● **TO DO**
Copy exactly the lines from the start of the material through the line with "const selected = 60;". Pictures stay out of the copy.

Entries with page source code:
******

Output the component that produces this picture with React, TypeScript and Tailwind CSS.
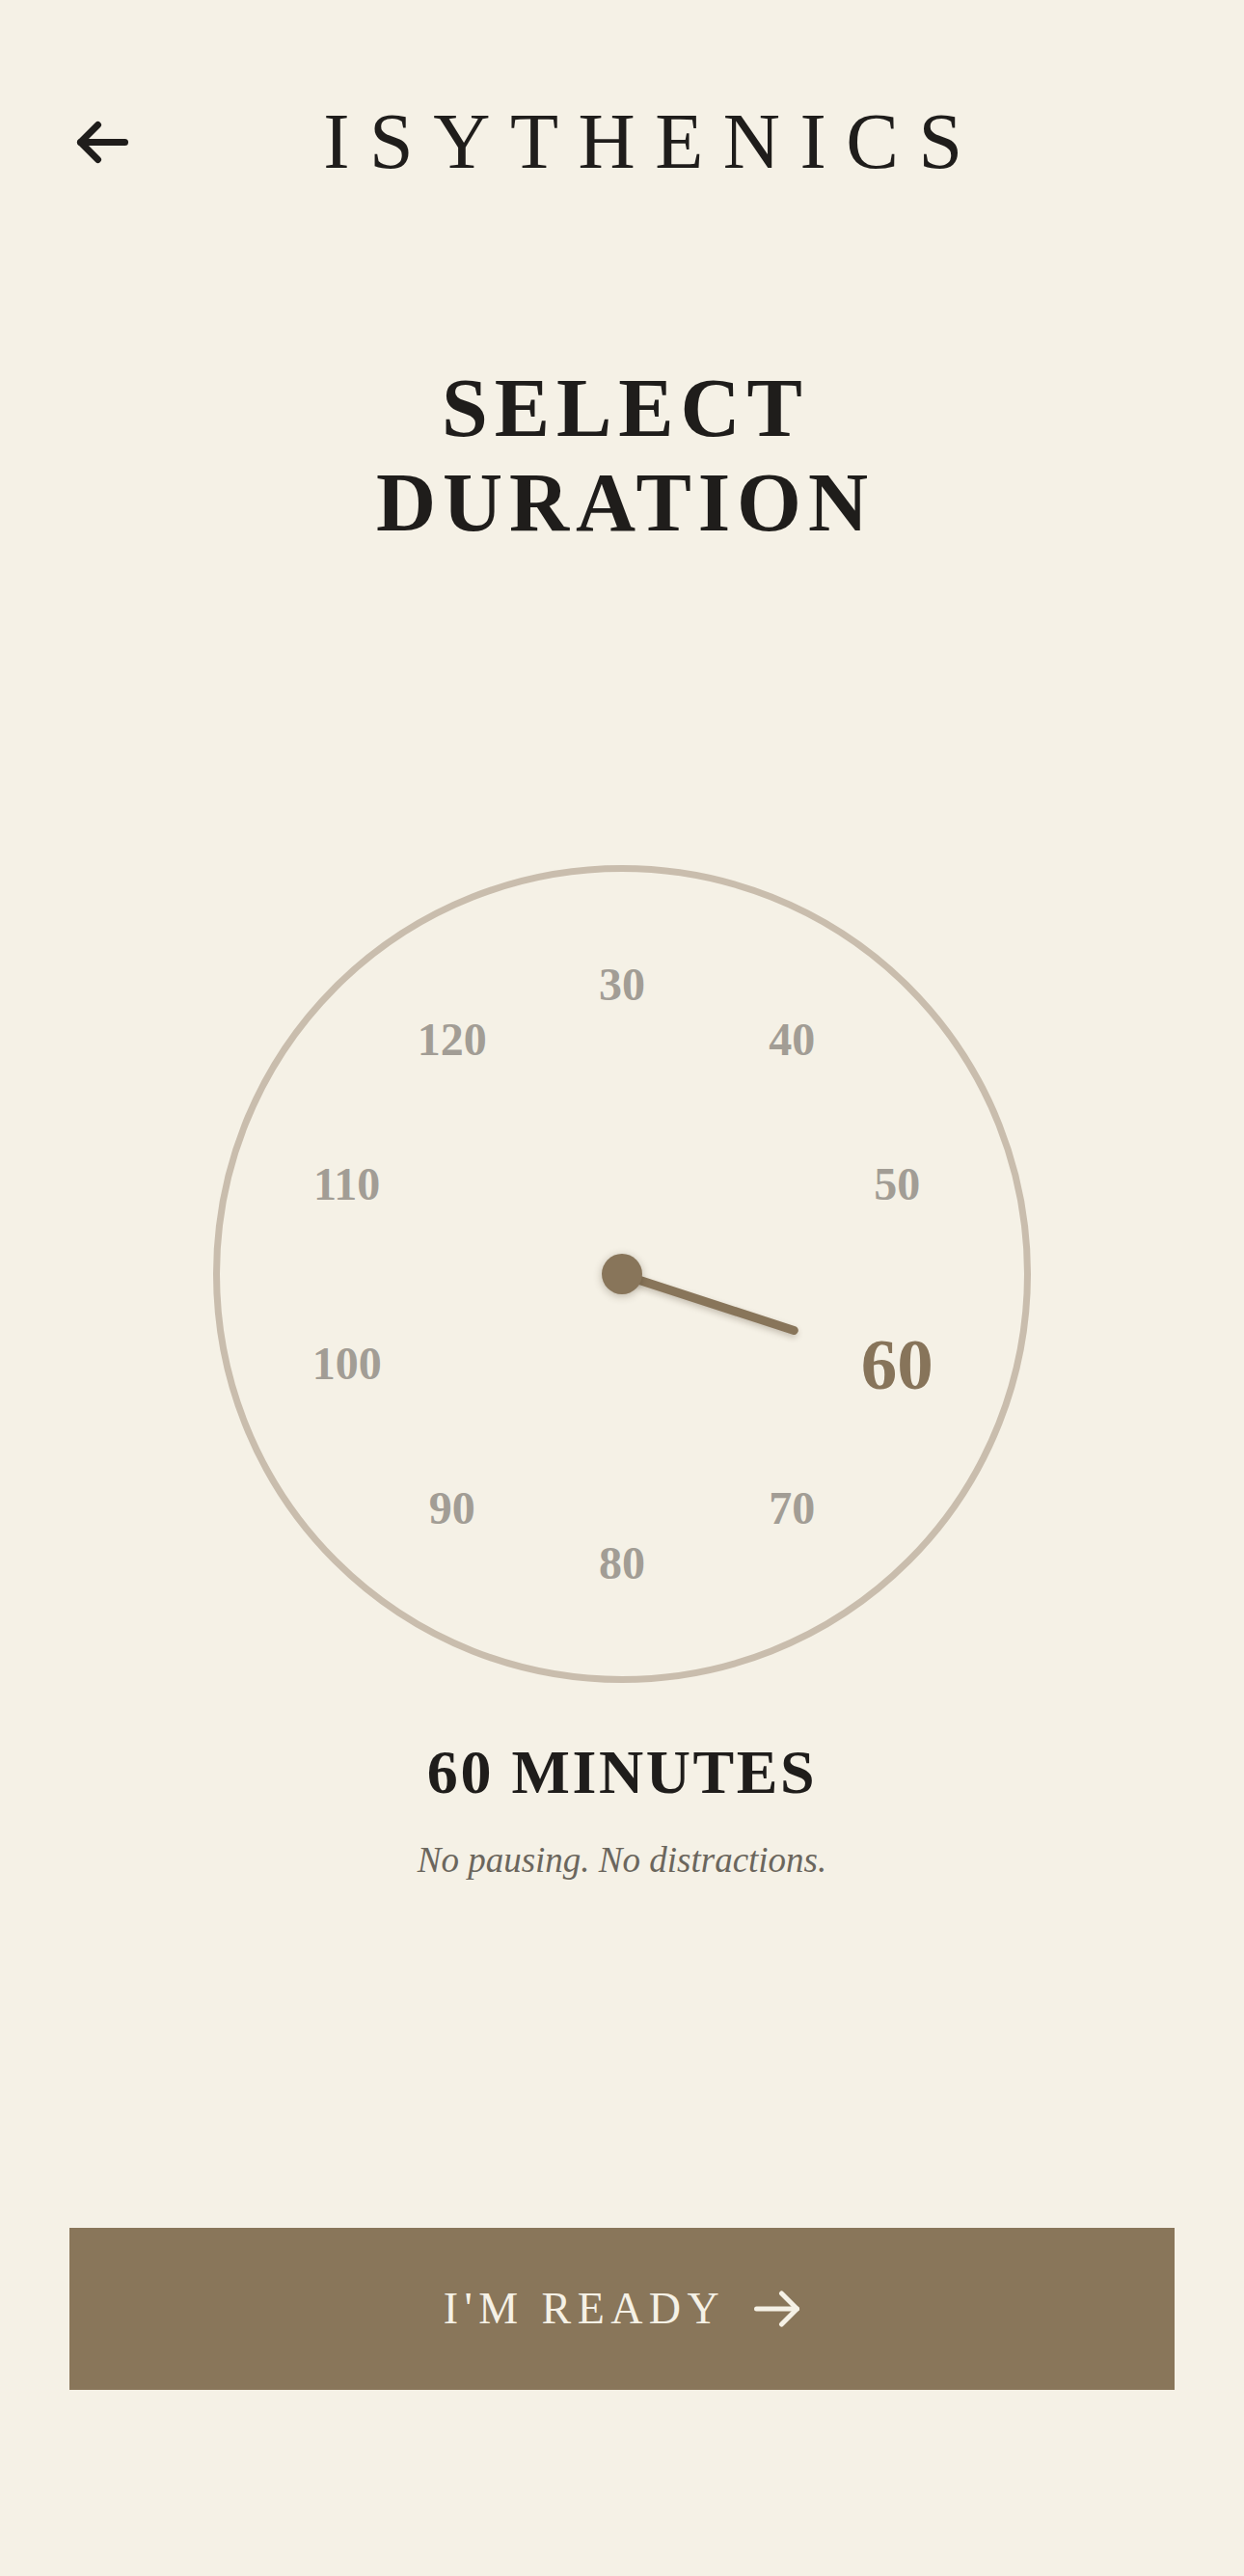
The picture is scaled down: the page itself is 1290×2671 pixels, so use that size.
const marks = [30, 40, 50, 60, 70, 80, 90, 100, 110, 120];
const selected = 60;

function BackArrow() {
  return (
    <svg width="60" height="51" viewBox="0 0 60 51" fill="none" stroke="#1f1d1b" strokeWidth="7" strokeLinecap="round" strokeLinejoin="round">
      <path d="M25.5 7.5 7.5 25.5 25.5 43.5" />
      <path d="M7.5 25.5H53.5" />
    </svg>
  );
}

function NextArrow() {
  return (
    <svg width="48" height="38" viewBox="0 0 48 38" fill="none" stroke="#f5f1e6" strokeWidth="5" strokeLinecap="round" strokeLinejoin="round">
      <path d="M28.5 3 44.5 19 28.5 35" />
      <path d="M2.5 19H44.5" />
    </svg>
  );
}

function Dial() {
  const c = 417;
  const r = 300;
  const handAngle = 18; // 60 sits at 108deg from the top
  return (
    <div className="relative w-[848px] h-[848px] rounded-full border-[7px] border-[#c9bdad]">
      {marks.map((m, i) => {
        const a = (i * 36 * Math.PI) / 180;
        const active = m === selected;
        return (
          <span
            key={m}
            className={
              active
                ? "absolute -translate-x-1/2 -translate-y-1/2 leading-none font-bold text-[75px] text-[#87745a]"
                : "absolute -translate-x-1/2 -translate-y-1/2 leading-none font-bold text-[48px] text-[#a29d95]"
            }
            style={{ left: c + r * Math.sin(a), top: c - r * Math.cos(a) }}
          >
            {m}
          </span>
        );
      })}
      <div
        className="absolute w-[192px] h-[9px] rounded-full bg-[#88755a] origin-left shadow-[0_3px_6px_rgba(60,45,25,0.25)]"
        style={{ left: c, top: c - 4.5, transform: `rotate(${handAngle}deg)` }}
      />
      <div className="absolute left-[396px] top-[396px] w-[42px] h-[42px] rounded-full bg-[#88755a] shadow-[0_2px_8px_rgba(60,45,25,0.3)]" />
    </div>
  );
}

export default function App() {
  return (
    <div className="min-h-[2671px] bg-[#f5f1e6] px-[72px] flex flex-col font-['Liberation_Serif',serif] text-[#1f1d1b]">
      <header className="mt-[106px] h-[82px] flex items-center">
        <button className="w-16 shrink-0 pl-[4px]">
          <BackArrow />
        </button>
        <h1 className="flex-1 text-center text-[82px] leading-none tracking-[0.25em] font-normal">ISYTHENICS</h1>
      </header>

      <h2 className="mt-[186px] text-center text-[86px] leading-[98px] font-bold tracking-[0.08em] pl-[0.08em]">
        SELECT
        <br />
        DURATION
      </h2>

      <div className="mt-[327px] flex justify-center">
        <Dial />
      </div>

      <p className="mt-[61px] text-center text-[64px] leading-none font-bold tracking-[0.04em]">60 MINUTES</p>
      <p className="mt-[40px] text-center text-[37px] leading-none italic text-[#6b665d]">No pausing. No distractions.</p>

      <button className="mt-[363px] h-[168px] w-full bg-[#89765a] flex items-center justify-center gap-[30px] text-[#f5f1e6]">
        <span className="text-[46px] leading-none tracking-[0.14em]">I'M READY</span>
        <NextArrow />
      </button>
    </div>
  );
}
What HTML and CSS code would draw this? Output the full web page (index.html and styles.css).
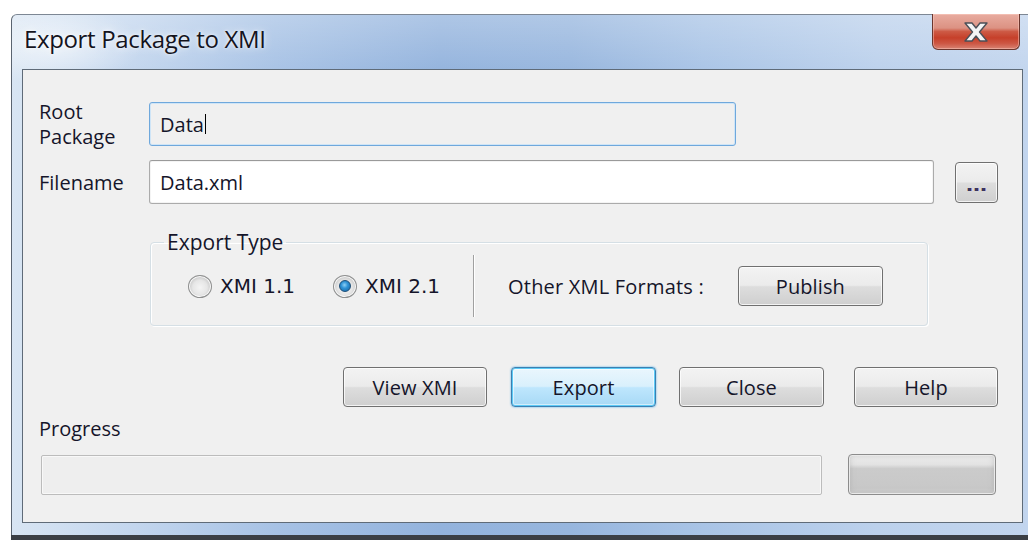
FILE: index.html
```html
<!DOCTYPE html>
<html lang="en">
<head>
<meta charset="utf-8">
<title>Export Package to XMI</title>
<link rel="stylesheet" href="styles.css">
</head>
<body>
<div class="screen">
  <div class="window">
    <div class="titlebar">
      <span class="title">Export Package to XMI</span>
      <button class="close-btn" aria-label="Close">
        <svg width="24" height="20" viewBox="-1 -1 24 20">
          <polygon points="0,0 7,0 11,5 15,0 22,0 14.5,9 22,18 15,18 11,13 7,18 0,18 7.5,9" fill="#f4f4f4" stroke="#4b4f57" stroke-width="1.4" stroke-linejoin="round"/>
        </svg>
      </button>
    </div>

    <div class="client">
      <div class="row row-root">
        <div class="label label-root">Root<br>Package</div>
        <div class="textbox textbox-root"><span>Data</span><span class="caret"></span></div>
      </div>

      <div class="row row-file">
        <div class="label">Filename</div>
        <div class="textbox textbox-file">Data.xml</div>
        <button class="btn btn-browse"><span class="dots"><i></i><i></i><i></i></span></button>
      </div>

      <fieldset class="group">
        <legend>Export Type</legend>
        <div class="group-body">
          <span class="radio"><span class="radio-ring"></span>XMI 1.1</span>
          <span class="radio radio-on"><span class="radio-ring"><span class="radio-dot"></span></span>XMI 2.1</span>
          <span class="sep"></span>
          <span class="other">Other XML Formats :</span>
          <button class="btn btn-publish">Publish</button>
        </div>
      </fieldset>

      <div class="actions">
        <button class="btn btn-action btn-view">View XMI</button>
        <button class="btn btn-action btn-default btn-export">Export</button>
        <button class="btn btn-action btn-close">Close</button>
        <button class="btn btn-action btn-help">Help</button>
      </div>

      <div class="label progress-label">Progress</div>
      <div class="progress-row">
        <div class="progress"></div>
        <button class="btn btn-blank"></button>
      </div>
    </div>
  </div>
  <div class="backdrop-edge"></div>
</div>
</body>
</html>
```

FILE: styles.css
```css
* { box-sizing: border-box; }

html, body {
  margin: 0;
  padding: 0;
  background: #ffffff;
  overflow: hidden;
}

.screen {
  width: 1028px;
  height: 540px;
  padding: 14px 0 0 11px;
  font-family: "Open Sans", "Noto Sans", sans-serif;
  color: #15152a;
}

/* Aero glass frame */
.window {
  width: 1017px;
  height: 521px;
  padding: 0 5px 12px 10px;
  border-radius: 6px 0 0 0;
  border-left: 1px solid #5a6470;
  border-top: 1px solid #7d8794;
  background:
    radial-gradient(ellipse 90px 40px at 40px 30px, rgba(255,255,255,0.55), rgba(255,255,255,0) 100%),
    linear-gradient(180deg, rgba(255,255,255,0.25) 0px, rgba(255,255,255,0) 60px),
    linear-gradient(90deg, #d8e5f3 0%, #c3d6ee 12%, #a7c2e5 26%, #93b3dd 42%, #97b6de 55%, #a9c4e6 68%, #bcd1ec 85%, #c2d5ee 100%);
  display: flex;
  flex-direction: column;
}

.titlebar {
  height: 54px;
  display: flex;
  justify-content: space-between;
  align-items: flex-start;
}

.title {
  margin: 7px 0 0 2px;
  font-size: 24px;
  line-height: 34px;
  color: #14141e;
  letter-spacing: -0.35px;
  text-shadow: 0 0 8px rgba(255,255,255,0.9), 0 0 3px rgba(255,255,255,0.8);
}

.close-btn {
  width: 88px;
  height: 36px;
  margin: -1px 3px 0 0;
  padding: 0;
  border: 1px solid #6b362e;
  border-top: none;
  border-radius: 0 0 6px 6px;
  background: linear-gradient(180deg, #e8aca0 0%, #dc9283 40%, #cd5a45 50%, #c6402a 68%, #cd5744 84%, #d88373 100%);
  box-shadow: inset 0 0 0 1px rgba(255,210,200,0.45);
  display: flex;
  align-items: center;
  justify-content: center;
}

/* Dialog client area */
.client {
  flex: 1;
  border: 1px solid #5f6b78;
  background: #f0f0f0;
  padding: 32px 24px 0 16px;
  font-size: 20px;
}

.row {
  display: flex;
  align-items: center;
}

.label {
  width: 110px;
  flex: none;
  font-size: 20px;
  line-height: 25px;
}

.row-root { height: 44px; }
.label-root { align-self: flex-start; margin-top: -3px; }

.textbox {
  height: 44px;
  border-radius: 3px;
  padding: 0 10px;
  display: flex;
  align-items: center;
  font-size: 20px;
}

.textbox-root {
  width: 587px;
  background: #f0f0f0;
  border: 1px solid #6fa8dc;
  box-shadow: inset 0 0 0 1px #cfe5f7;
}

.caret {
  width: 1px;
  height: 20px;
  margin-left: 1px;
  background: #000;
}

.row-file {
  height: 44px;
  margin-top: 14px;
}

.textbox-file {
  width: 785px;
  background: #ffffff;
  border: 1px solid #ababab;
  border-top-color: #9a9a9a;
  box-shadow: inset 0 0 0 1px #f4f4f4;
}

/* Push buttons */
.btn {
  font-family: inherit;
  font-size: 20px;
  letter-spacing: 0.1px;
  color: #15152a;
  border: 1px solid #707070;
  border-radius: 4px;
  padding: 0;
  background: linear-gradient(180deg, #f3f3f3 0%, #ebebeb 48%, #dddddd 52%, #cfcfcf 100%);
  box-shadow: inset 0 0 0 1px rgba(255,255,255,0.75);
}

.btn-browse {
  width: 43px;
  height: 41px;
  margin-left: 21px;
  display: flex;
  align-items: flex-end;
  justify-content: center;
  padding-bottom: 11px;
}

.dots { display: flex; gap: 4px; }
.dots i {
  display: block;
  width: 3px;
  height: 3px;
  background: #3a3560;
  box-shadow: -1px 0 0 rgba(200,120,40,0.6), 1px 0 0 rgba(60,90,220,0.6);
}

/* Export Type group */
.group {
  margin: 27px 0 0 111px;
  width: 778px;
  height: 95px;
  border: 1px solid #d5dfe5;
  border-radius: 4px;
  box-shadow: inset 1px 1px 0 #ffffff, 1px 1px 0 #ffffff;
  padding: 0;
}

.group legend {
  margin-left: 13px;
  padding: 0 3px;
  font-size: 21px;
  line-height: 22px;
}

.group-body {
  display: flex;
  align-items: center;
  height: 62px;
  margin-top: 2px;
  padding-left: 37px;
}

.radio {
  display: flex;
  align-items: center;
  font-family: "DejaVu Sans", sans-serif;
  font-size: 20px;
}

.radio + .radio { margin-left: 38px; }

.radio-ring {
  width: 24px;
  height: 23px;
  margin-right: 8px;
  border-radius: 50%;
  border: 1px solid #8e8f8f;
  background: radial-gradient(circle at 50% 55%, #f4f4f4 0%, #e6e6e6 45%, #c9c9c9 70%, #ececec 100%);
  box-shadow: inset 0 0 0 1px #f7f7f7;
  display: flex;
  align-items: center;
  justify-content: center;
}

.radio-dot {
  width: 12px;
  height: 12px;
  border-radius: 50%;
  border: 1px solid #1d4f78;
  background: radial-gradient(circle at 45% 40%, #8fd0f5 0%, #2f93d6 40%, #13609e 100%);
}

.sep {
  width: 2px;
  height: 62px;
  margin-left: 33px;
  border-left: 1px solid #a0a0a0;
  border-right: 1px solid #ffffff;
}

.other {
  margin-left: 33px;
  font-size: 20px;
  letter-spacing: 0.2px;
}

.btn-publish {
  width: 145px;
  height: 40px;
  margin-left: 34px;
}

/* Bottom command buttons */
.actions {
  display: flex;
  justify-content: flex-end;
  margin-top: 41px;
}

.btn-action {
  width: 144px;
  height: 40px;
}

.btn-export { width: 145px; margin-left: 24px; }
.btn-close { width: 145px; margin-left: 23px; }
.btn-help { margin-left: 30px; }

.btn-default {
  border-color: #3c7fb1;
  background: linear-gradient(180deg, #eaf6fd 0%, #d9f0fc 48%, #bee6fd 52%, #a7d9f5 100%);
  box-shadow: inset 0 0 0 1px #5ccbf7, inset 0 0 0 2px rgba(255,255,255,0.5), 0 0 2px #3aa6e8;
}

.progress-label {
  margin-top: 9px;
  line-height: 26px;
}

.progress-row {
  display: flex;
  align-items: center;
  margin-top: 12px;
}

.progress {
  width: 781px;
  height: 40px;
  margin-left: 2px;
  border: 1px solid #bcbcbc;
  border-radius: 2px;
  background: #eeeeee;
  box-shadow: inset 0 0 0 1px #f8f8f8;
}

.btn-blank {
  width: 148px;
  height: 41px;
  margin-left: 26px;
  border-color: #8c8c8c;
  background: linear-gradient(180deg, #f1f1f1 0%, #e2e2e2 25%, #cbcbcb 35%, #c8c8c8 85%, #d4d4d4 100%);
  box-shadow: inset 0 0 0 1px #e9e9e9, inset 0 0 6px rgba(150,150,150,0.5);
}

.backdrop-edge {
  height: 6px;
  background: #3b3f45;
}
```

******

● **CORRECT RESULT**
Output the component that produces this picture with React, TypeScript and Tailwind CSS.
The picture is scaled down: the page itself is 1290×2671 pixels, so use that size.
const marks = [30, 40, 50, 60, 70, 80, 90, 100, 110, 120];
const selected = 60;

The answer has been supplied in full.